Written request
Only the lines from the beginning of the entries through the one with "import React from 'react';" should be written out, please, exactly and without any pictures.

Web page code records
+++

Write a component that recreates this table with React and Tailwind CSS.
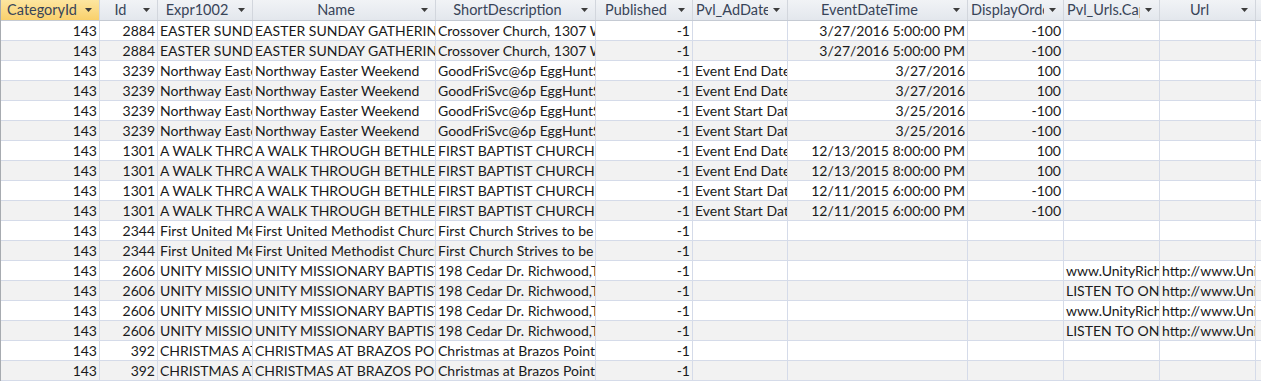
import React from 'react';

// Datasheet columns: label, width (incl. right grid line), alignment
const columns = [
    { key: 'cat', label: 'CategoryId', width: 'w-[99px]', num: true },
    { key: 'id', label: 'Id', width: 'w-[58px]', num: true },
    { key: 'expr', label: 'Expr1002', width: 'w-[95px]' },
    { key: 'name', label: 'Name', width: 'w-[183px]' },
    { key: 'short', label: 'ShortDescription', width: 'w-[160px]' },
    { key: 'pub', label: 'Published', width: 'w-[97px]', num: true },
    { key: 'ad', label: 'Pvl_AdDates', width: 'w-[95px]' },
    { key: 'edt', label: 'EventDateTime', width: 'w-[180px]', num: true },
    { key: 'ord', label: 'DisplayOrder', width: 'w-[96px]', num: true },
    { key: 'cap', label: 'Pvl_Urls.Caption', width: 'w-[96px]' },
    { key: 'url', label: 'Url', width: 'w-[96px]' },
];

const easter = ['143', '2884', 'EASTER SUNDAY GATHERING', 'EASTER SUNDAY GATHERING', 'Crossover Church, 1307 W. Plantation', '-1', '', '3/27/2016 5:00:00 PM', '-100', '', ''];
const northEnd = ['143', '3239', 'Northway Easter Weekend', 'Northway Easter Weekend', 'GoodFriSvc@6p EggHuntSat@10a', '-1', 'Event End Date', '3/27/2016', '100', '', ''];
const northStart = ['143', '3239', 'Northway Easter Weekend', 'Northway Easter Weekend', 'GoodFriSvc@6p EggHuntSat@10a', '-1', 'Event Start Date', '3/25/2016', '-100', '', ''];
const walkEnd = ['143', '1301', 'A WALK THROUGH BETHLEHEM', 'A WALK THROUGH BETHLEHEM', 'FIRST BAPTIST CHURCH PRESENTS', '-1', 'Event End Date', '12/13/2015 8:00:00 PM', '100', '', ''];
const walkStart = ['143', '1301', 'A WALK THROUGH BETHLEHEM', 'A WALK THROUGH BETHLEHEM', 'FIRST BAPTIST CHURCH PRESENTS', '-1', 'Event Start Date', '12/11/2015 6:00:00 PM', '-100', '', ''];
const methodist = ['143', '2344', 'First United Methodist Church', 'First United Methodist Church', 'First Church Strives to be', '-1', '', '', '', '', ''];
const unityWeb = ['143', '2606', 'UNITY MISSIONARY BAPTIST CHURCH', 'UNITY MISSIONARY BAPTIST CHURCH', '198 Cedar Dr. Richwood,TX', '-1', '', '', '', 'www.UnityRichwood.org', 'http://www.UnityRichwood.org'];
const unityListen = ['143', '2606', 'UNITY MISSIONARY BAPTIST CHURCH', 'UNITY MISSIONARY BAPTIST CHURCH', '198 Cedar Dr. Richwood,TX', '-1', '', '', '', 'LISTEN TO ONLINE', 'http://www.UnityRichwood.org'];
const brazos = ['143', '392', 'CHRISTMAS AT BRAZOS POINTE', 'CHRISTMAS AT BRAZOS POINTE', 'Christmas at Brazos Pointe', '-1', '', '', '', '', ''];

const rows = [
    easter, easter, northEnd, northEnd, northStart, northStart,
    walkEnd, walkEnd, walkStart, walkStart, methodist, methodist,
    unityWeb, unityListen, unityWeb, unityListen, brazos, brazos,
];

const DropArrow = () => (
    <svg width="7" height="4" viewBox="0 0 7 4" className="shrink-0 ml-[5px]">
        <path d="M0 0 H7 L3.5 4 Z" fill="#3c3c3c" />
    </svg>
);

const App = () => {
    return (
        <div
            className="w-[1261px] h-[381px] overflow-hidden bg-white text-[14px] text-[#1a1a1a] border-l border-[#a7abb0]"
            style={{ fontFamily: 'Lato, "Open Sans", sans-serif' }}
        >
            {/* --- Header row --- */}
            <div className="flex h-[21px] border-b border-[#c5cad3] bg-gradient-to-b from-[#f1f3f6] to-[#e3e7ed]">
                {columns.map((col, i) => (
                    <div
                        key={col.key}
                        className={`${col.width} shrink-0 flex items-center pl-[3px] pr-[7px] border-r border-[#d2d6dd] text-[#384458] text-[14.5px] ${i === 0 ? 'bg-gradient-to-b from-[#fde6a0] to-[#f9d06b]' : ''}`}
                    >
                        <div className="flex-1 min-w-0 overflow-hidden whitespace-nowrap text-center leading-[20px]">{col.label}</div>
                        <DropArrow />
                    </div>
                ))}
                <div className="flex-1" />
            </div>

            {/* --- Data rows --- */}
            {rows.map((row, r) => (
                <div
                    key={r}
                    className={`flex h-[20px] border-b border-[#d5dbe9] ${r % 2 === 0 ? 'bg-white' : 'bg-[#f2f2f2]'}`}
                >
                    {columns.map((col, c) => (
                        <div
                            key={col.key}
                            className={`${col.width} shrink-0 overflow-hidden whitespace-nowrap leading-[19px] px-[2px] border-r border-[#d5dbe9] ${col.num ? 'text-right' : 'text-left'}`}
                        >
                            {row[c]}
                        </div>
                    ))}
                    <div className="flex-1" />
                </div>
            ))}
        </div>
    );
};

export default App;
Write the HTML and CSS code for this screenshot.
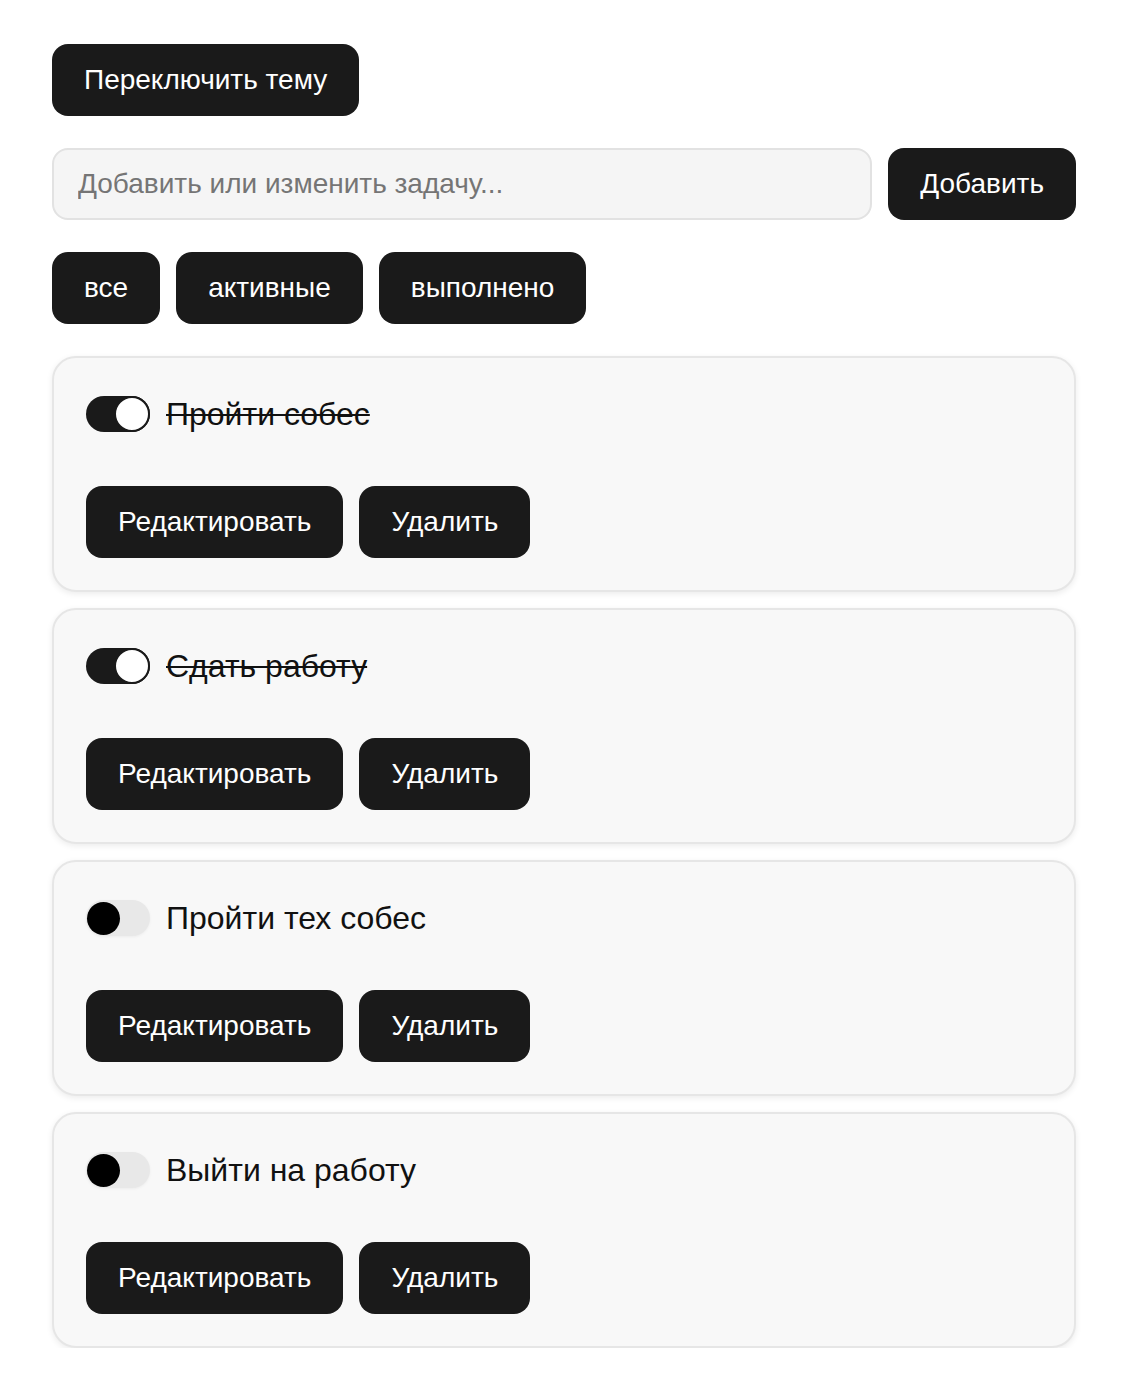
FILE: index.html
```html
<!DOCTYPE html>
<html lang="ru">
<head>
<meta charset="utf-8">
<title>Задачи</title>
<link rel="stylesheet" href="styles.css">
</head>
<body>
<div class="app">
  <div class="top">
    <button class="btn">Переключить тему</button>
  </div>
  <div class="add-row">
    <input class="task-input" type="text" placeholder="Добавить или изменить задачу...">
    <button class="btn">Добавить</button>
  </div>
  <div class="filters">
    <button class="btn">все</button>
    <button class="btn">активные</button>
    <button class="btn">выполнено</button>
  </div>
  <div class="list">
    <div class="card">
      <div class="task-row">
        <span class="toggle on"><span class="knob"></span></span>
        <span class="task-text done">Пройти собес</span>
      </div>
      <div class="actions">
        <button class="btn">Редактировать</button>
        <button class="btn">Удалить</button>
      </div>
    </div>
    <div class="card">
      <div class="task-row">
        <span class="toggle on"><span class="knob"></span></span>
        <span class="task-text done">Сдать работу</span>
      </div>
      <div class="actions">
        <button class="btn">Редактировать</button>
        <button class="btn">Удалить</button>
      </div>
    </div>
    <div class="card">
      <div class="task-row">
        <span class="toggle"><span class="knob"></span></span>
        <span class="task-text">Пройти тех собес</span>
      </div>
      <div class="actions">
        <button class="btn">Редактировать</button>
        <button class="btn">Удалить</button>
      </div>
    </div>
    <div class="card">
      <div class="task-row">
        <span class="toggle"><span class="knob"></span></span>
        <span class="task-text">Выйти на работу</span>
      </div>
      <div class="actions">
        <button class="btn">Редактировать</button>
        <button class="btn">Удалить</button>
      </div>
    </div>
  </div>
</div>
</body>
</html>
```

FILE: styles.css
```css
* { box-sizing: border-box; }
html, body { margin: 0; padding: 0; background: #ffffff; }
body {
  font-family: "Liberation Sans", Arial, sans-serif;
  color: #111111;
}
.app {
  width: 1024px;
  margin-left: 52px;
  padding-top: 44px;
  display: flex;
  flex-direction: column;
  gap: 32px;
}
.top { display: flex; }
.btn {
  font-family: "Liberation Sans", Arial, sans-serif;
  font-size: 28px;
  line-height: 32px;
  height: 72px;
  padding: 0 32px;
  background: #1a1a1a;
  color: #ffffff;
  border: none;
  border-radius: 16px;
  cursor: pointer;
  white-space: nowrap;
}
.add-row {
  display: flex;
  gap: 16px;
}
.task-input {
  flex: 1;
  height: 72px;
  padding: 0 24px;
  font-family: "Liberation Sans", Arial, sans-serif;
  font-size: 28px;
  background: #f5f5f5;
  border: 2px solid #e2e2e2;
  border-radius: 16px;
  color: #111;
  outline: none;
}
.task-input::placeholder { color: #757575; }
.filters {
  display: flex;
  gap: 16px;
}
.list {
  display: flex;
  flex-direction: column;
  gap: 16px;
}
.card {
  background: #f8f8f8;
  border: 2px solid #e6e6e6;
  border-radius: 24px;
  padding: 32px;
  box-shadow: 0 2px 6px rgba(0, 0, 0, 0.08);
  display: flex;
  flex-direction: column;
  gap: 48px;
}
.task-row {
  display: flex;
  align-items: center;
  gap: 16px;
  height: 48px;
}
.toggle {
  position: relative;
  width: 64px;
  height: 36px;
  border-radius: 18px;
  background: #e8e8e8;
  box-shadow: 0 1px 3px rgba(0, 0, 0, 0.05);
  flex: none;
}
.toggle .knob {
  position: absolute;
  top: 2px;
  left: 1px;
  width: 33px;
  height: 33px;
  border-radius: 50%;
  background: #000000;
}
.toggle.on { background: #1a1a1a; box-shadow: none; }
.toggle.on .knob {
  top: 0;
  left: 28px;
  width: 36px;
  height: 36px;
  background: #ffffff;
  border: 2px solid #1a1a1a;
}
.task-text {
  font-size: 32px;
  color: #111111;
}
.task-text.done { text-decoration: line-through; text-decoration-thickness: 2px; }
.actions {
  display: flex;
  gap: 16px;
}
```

+++

The response
Write a component that recreates this table with React and Tailwind CSS.
import React from 'react';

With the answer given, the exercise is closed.